* [DATASET ROWS]
_ _ _ _ _ _ _

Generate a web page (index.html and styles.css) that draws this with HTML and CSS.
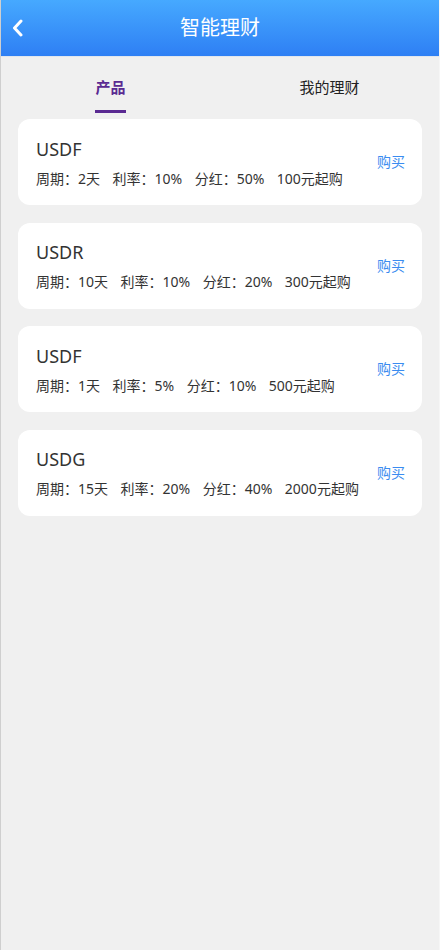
FILE: index.html
```html
<!DOCTYPE html>
<html lang="zh-CN">
<head>
<meta charset="utf-8">
<title>智能理财</title>
<link rel="stylesheet" href="styles.css">
</head>
<body>
<div class="page">
  <header class="topbar">
    <span class="back">
      <svg width="14" height="18" viewBox="0 0 14 18"><path d="M10 2 L3.5 9 L10 16" fill="none" stroke="#fff" stroke-width="3" stroke-linecap="round" stroke-linejoin="round"/></svg>
    </span>
    <h1 class="title">智能理财</h1>
  </header>
  <nav class="tabs">
    <div class="tab active"><span class="tab-label">产品</span></div>
    <div class="tab"><span class="tab-label">我的理财</span></div>
  </nav>
  <main class="list">
    <div class="card">
      <div class="info">
        <div class="name">USDF</div>
        <div class="detail"><span>周期：2天</span><span>利率：10%</span><span>分红：50%</span><span>100元起购</span></div>
      </div>
      <a class="buy">购买</a>
    </div>
    <div class="card">
      <div class="info">
        <div class="name">USDR</div>
        <div class="detail"><span>周期：10天</span><span>利率：10%</span><span>分红：20%</span><span>300元起购</span></div>
      </div>
      <a class="buy">购买</a>
    </div>
    <div class="card">
      <div class="info">
        <div class="name">USDF</div>
        <div class="detail"><span>周期：1天</span><span>利率：5%</span><span>分红：10%</span><span>500元起购</span></div>
      </div>
      <a class="buy">购买</a>
    </div>
    <div class="card">
      <div class="info">
        <div class="name">USDG</div>
        <div class="detail"><span>周期：15天</span><span>利率：20%</span><span>分红：40%</span><span>2000元起购</span></div>
      </div>
      <a class="buy">购买</a>
    </div>
  </main>
</div>
</body>
</html>
```
FILE: styles.css
```css
html, body {
  margin: 0;
  padding: 0;
  height: 100%;
}
body {
  background: #f0f0f0;
  font-family: "Noto Sans", "Noto Sans CJK SC", sans-serif;
  color: #333;
}
.page {
  min-height: 100%;
  border-left: 1px solid #cfcfcf;
  border-right: 1px solid #f6f6f6;
  box-sizing: border-box;
}
.topbar {
  height: 56px;
  background: linear-gradient(180deg, #46a9ff 0%, #2e7ff4 100%);
  border-bottom: 1px solid #dfe6ee;
  display: flex;
  align-items: center;
  justify-content: center;
  position: relative;
}
.back {
  position: absolute;
  left: 10px;
  top: 19px;
  display: flex;
}
.title {
  margin: 0;
  font-size: 20px;
  font-weight: normal;
  color: #fff;
  line-height: 28px;
}
.tabs {
  display: flex;
  height: 61px;
}
.tab {
  flex: 1;
  display: flex;
  justify-content: center;
  align-items: flex-start;
  padding-top: 19px;
  box-sizing: border-box;
}
.tab-label {
  font-size: 15px;
  line-height: 22px;
  color: #222;
  padding-bottom: 12px;
  border-bottom: 3px solid transparent;
}
.tab.active .tab-label {
  color: #5a2a92;
  font-weight: bold;
  border-bottom-color: #5a2a92;
}
.list {
  padding: 1px 17px 0 17px;
  display: flex;
  flex-direction: column;
  gap: 17.5px;
}
.card {
  background: #fff;
  border-radius: 12px;
  height: 86px;
  box-sizing: border-box;
  padding: 0 17px 0 18px;
  display: flex;
  align-items: center;
  justify-content: space-between;
}
.name {
  font-size: 18px;
  line-height: 28px;
  color: #333;
}
.detail {
  margin-top: 5px;
  font-size: 14px;
  line-height: 22px;
  color: #333;
  display: flex;
  gap: 12.5px;
}
.buy {
  font-size: 14px;
  color: #3a8cf0;
  line-height: 22px;
}
```
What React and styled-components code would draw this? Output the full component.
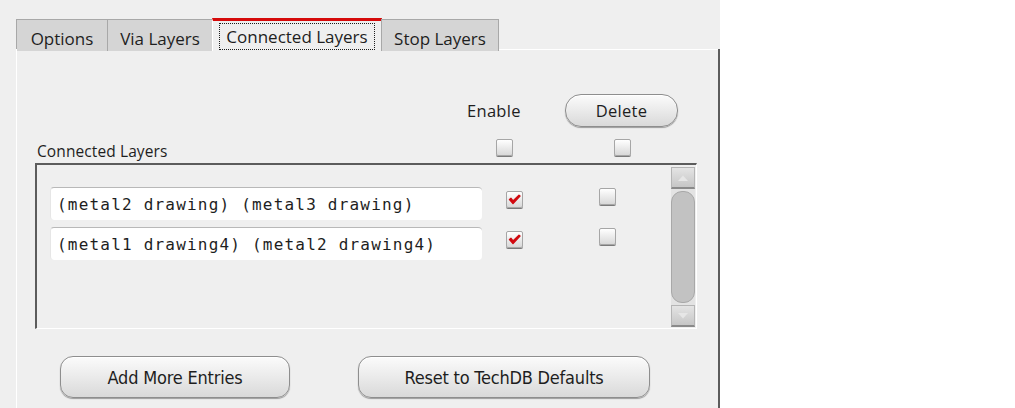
import React from "react";
import styled, { createGlobalStyle } from "styled-components";

const GlobalStyle = createGlobalStyle`
  html, body {
    margin: 0;
    padding: 0;
    background: #ffffff;
  }
  body {
    font-family: "Open Sans", "Noto Sans", sans-serif;
  }
`;

let panelBg = "#efefef";
let darkEdge = "#5c5c5c";

const entries = [
  { text: "(metal2 drawing) (metal3 drawing)", enabled: true, del: false },
  { text: "(metal1 drawing4) (metal2 drawing4)", enabled: true, del: false },
];

const tabs = [
  { label: "Options", w: 92 },
  { label: "Via Layers", w: 106 },
  { label: "Connected Layers", w: 170, active: true },
  { label: "Stop Layers", w: 118 },
];

export default function App() {
  return (
    <>
      <GlobalStyle />
      <Page>
        <Dialog>
          <TabBar>
            {tabs.map((t) => (
              <Tab key={t.label} $w={t.w} $active={t.active}>
                {t.active ? <Focus>{t.label}</Focus> : t.label}
              </Tab>
            ))}
            <TabRest />
          </TabBar>
          <Panel>
            <HeaderRow>
              <EnableLabel>Enable</EnableLabel>
              <Button $w={113} $h={33} $r={16}>
                Delete
              </Button>
            </HeaderRow>
            <TitleRow>
              <GroupTitle>Connected Layers</GroupTitle>
              <Check $ml={0} />
              <Check $ml={101} />
            </TitleRow>
            <GroupBox>
              <List>
                {entries.map((e, i) => (
                  <EntryRow key={i}>
                    <Field>{e.text}</Field>
                    <Check $ml={24} $top={4}>
                      {e.enabled && <Tick />}
                    </Check>
                    <Check $ml={76} $top={1}>
                      {e.del && <Tick />}
                    </Check>
                  </EntryRow>
                ))}
              </List>
              <ScrollBar>
                <ArrowButton>
                  <Arrow viewBox="0 0 12 8">
                    <path d="M1 7 L6 1.5 L11 7 Z" fill="#e6e6e6" />
                  </Arrow>
                </ArrowButton>
                <Track>
                  <Thumb />
                </Track>
                <ArrowButton>
                  <Arrow viewBox="0 0 12 8">
                    <path d="M1 1 L6 6.5 L11 1 Z" fill="#e6e6e6" />
                  </Arrow>
                </ArrowButton>
              </ScrollBar>
            </GroupBox>
            <ButtonRow>
              <Button $w={230} $h={42} $r={13} $big>
                Add More Entries
              </Button>
              <Button $w={292} $h={42} $r={13} $big>
                Reset to TechDB Defaults
              </Button>
            </ButtonRow>
          </Panel>
        </Dialog>
      </Page>
    </>
  );
}

function Tick() {
  return (
    <TickSvg viewBox="0 0 17 17">
      <path
        d="M3.5 8.5 L7 12.5 L14 5 L13 4.2 L7 10 L5 7.3 Z"
        fill="#d10a10"
        stroke="#d10a10"
        strokeWidth="1.4"
        strokeLinejoin="round"
      />
    </TickSvg>
  );
}

const Page = styled.div`
  display: flex;
  width: 1015px;
  height: 408px;
  overflow: hidden;
  background: #ffffff;
`;

const Dialog = styled.div`
  width: 720px;
  height: 408px;
  box-sizing: border-box;
  padding: 18px 0 0 16px;
  background: ${panelBg};
  display: flex;
  flex-direction: column;
`;

const TabBar = styled.div`
  display: flex;
  height: 33px;
  align-items: flex-end;
`;

const Tab = styled.div`
  width: ${(p) => p.$w}px;
  height: ${(p) => (p.$active ? "33px" : "32px")};
  box-sizing: border-box;
  padding-top: ${(p) => (p.$active ? "1px" : "5px")};
  display: flex;
  align-items: center;
  justify-content: center;
  font-size: 17px;
  color: #1e1e1e;
  background: ${(p) => (p.$active ? panelBg : "#d5d5d5")};
  border: 1px solid #a8a8a8;
  border-bottom: none;
  border-left: ${(p) => (p.$active ? "1px solid #ffffff" : "1px solid #a8a8a8")};
  border-top: ${(p) => (p.$active ? "3px solid #d50a0a" : "1px solid #a8a8a8")};
  margin-left: -1px;
  &:first-child {
    margin-left: 0;
  }
`;

const Focus = styled.span`
  display: inline-block;
  width: 156px;
  box-sizing: border-box;
  text-align: center;
  padding: 1px 0 1px;
  border: 1px dotted #1e1e1e;
  line-height: 23px;
`;

const TabRest = styled.div`
  flex: 1;
  height: 2px;
  border-bottom: 1px solid #ffffff;
  margin-bottom: 1px;
  align-self: flex-end;
`;

const Panel = styled.div`
  flex: 1;
  box-sizing: border-box;
  margin-top: -2px;
  border-left: 1px solid #ffffff;
  border-right: 2px solid ${darkEdge};
  display: flex;
  flex-direction: column;
  padding-left: 18px;
`;

const HeaderRow = styled.div`
  display: flex;
  align-items: center;
  margin-top: 45px;
  height: 33px;
`;

const EnableLabel = styled.div`
  margin-left: 432px;
  width: 55px;
  font-size: 16.5px;
  color: #1e1e1e;
  letter-spacing: 0.3px;
`;

const Button = styled.div`
  width: ${(p) => p.$w}px;
  height: ${(p) => p.$h}px;
  box-sizing: border-box;
  border-radius: ${(p) => p.$r}px;
  border: 1px solid #8e8e8e;
  background: linear-gradient(#fbfbfb 0%, #ececec 45%, #d9d9d9 100%);
  box-shadow: 0 1px 1px rgba(0, 0, 0, 0.35), inset 0 1px 0 #ffffff;
  display: flex;
  align-items: center;
  justify-content: center;
  color: #1e1e1e;
  font-family: ${(p) =>
    p.$big ? '"DejaVu Sans Condensed", "DejaVu Sans", sans-serif' : '"Open Sans", sans-serif'};
  font-size: ${(p) => (p.$big ? "18px" : "16.5px")};
  letter-spacing: ${(p) => (p.$big ? "-0.2px" : "0.3px")};
  margin-left: 43px;
`;

const TitleRow = styled.div`
  display: flex;
  align-items: flex-end;
  margin-top: 12px;
  height: 17px;
`;

const GroupTitle = styled.div`
  width: 459px;
  padding-left: 2px;
  font-size: 15.5px;
  color: #1e1e1e;
  line-height: 18px;
  margin-bottom: -4px;
  letter-spacing: 0.1px;
`;

const Check = styled.div`
  position: relative;
  width: 17px;
  height: 17px;
  box-sizing: border-box;
  margin-left: ${(p) => p.$ml}px;
  margin-top: ${(p) => p.$top || 0}px;
  align-self: flex-start;
  border: 1px solid #a6a6a6;
  border-radius: 2px;
  background: linear-gradient(#ffffff, #d8d8d8);
  box-shadow: 0 1px 0 #7a7a7a;
`;

const TickSvg = styled.svg`
  position: absolute;
  left: -1px;
  top: -1px;
  width: 17px;
  height: 17px;
`;

const GroupBox = styled.div`
  margin-top: 7px;
  width: 662px;
  height: 166px;
  box-sizing: border-box;
  border-top: 2px solid ${darkEdge};
  border-left: 2px solid ${darkEdge};
  border-right: 1px solid #ffffff;
  border-bottom: 1px solid #ffffff;
  display: flex;
`;

const List = styled.div`
  flex: 1;
  display: flex;
  flex-direction: column;
  gap: 7px;
  padding: 22px 0 0 13px;
`;

const EntryRow = styled.div`
  display: flex;
  align-items: flex-start;
`;

const Field = styled.div`
  width: 432px;
  height: 33px;
  box-sizing: border-box;
  background: #ffffff;
  border-top: 1px solid #b8b8b8;
  border-left: 1px solid #e6e6e6;
  border-radius: 4px;
  padding-left: 6px;
  display: flex;
  align-items: center;
  font-family: "DejaVu Sans Mono", monospace;
  font-size: 16px;
  letter-spacing: 1.2px;
  color: #1e1e1e;
`;

const ScrollBar = styled.div`
  width: 24px;
  margin: 2px 1px 0 0;
  height: 160px;
  display: flex;
  flex-direction: column;
`;

const ArrowButton = styled.div`
  height: 22px;
  box-sizing: border-box;
  border: 1px solid #b5b5b5;
  border-bottom: 2px solid #8a8a8a;
  background: linear-gradient(#e4e4e4, #c6c6c6);
  display: flex;
  align-items: center;
  justify-content: center;
`;

const Arrow = styled.svg`
  width: 12px;
  height: 8px;
`;

const Track = styled.div`
  flex: 1;
  padding: 2px 0;
  background: #e3e3e3;
  display: flex;
`;

const Thumb = styled.div`
  flex: 1;
  border: 1px solid #a8a8a8;
  border-radius: 11px;
  background: #c2c2c2;
`;

const ButtonRow = styled.div`
  display: flex;
  margin-top: 27px;
  padding-left: 25px;
  & > div:first-child {
    margin-left: 0;
  }
  & > div:last-child {
    margin-left: 68px;
  }
`;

_ _ _ _ _ _ _

* [TASK PROMPT]
Using the entries above, return each line in which the word "index" occurs.

* [RESULT FOR THIS EXERCISE]
Generate a web page (index.html and styles.css) that draws this with HTML and CSS.
FILE: index.html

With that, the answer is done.